The company is still heavy in natural gas production and likely always will be, with 77% of production coming from this area. As a result, it is going to be more exposed to natural gas pricing. Because of the decline for the bulk of 2024, sales from the production of natural gas fell by 31%. Oil sales increased by 1%, and NGLs by 30%. Overall sales declined by 12%.
It is unlikely we see this same environment in 2025 unless natural gas takes a steep turn downwards. In fact, revenue will likely come in much higher. Realized prices for natural gas for Tourmaline fell by 30% YoY, but prices are, at this point in time, 35% higher than their realized prices throughout the entire year in 2024.
The company ramped up its free cash flow guidance for 2025, expected to now come in at $3.62 per share.
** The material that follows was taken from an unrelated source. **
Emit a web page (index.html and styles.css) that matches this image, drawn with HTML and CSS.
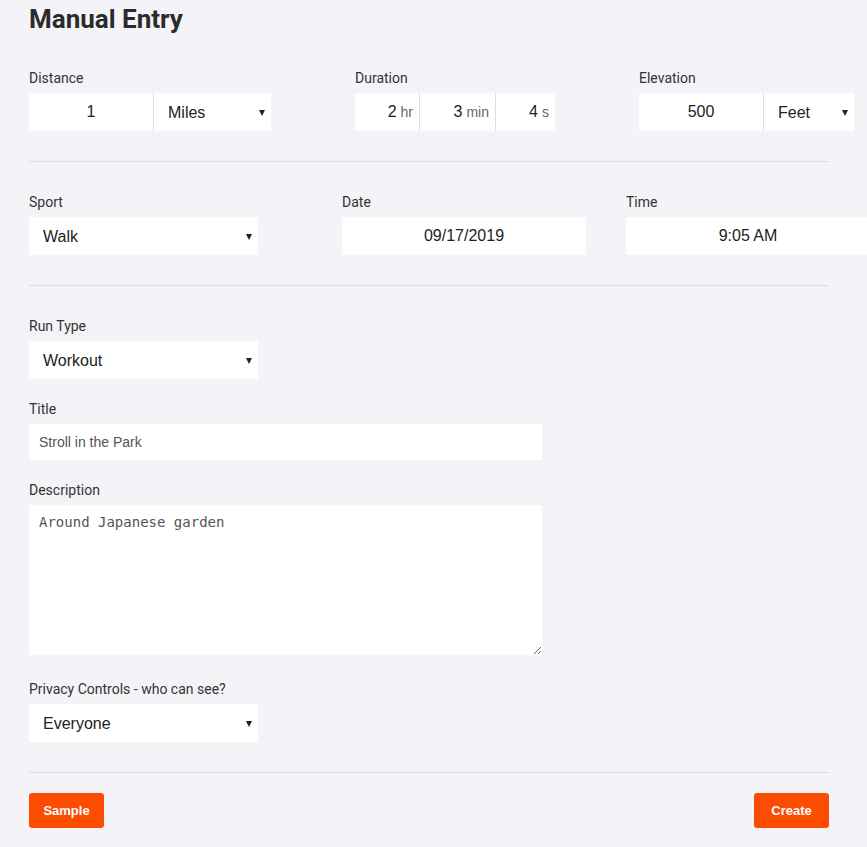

This is significantly higher than their previous guidance, which ballparked FCF in the $1.1B range.
The company mentioned that it is in a “much better position to increase returns to shareholders in 2025 versus 2024,” likely meaning acquisitions may be taking a back seat and most cash flows will be paid back to shareholders via dividends or share buybacks.
However, Tourmaline has not been a company that is known for buying back shares, so I’d put my money on large special dividends in 2025.
If acquisitions come along, however, don’t be surprised if the company chooses to act. As an industry leader that generates a substantial amount of cash flow, it can continue to deploy that cash flow into acquisitions in order to fuel increased shareholder returns in the future.
Overall, it was a relatively rough year for Tourmaline in 2024, but this was due to nothing more than poor natural gas pricing, not operations. It should be in a good position to drive strong returns in 2025 if prices continue to accelerate or even stay where they are now.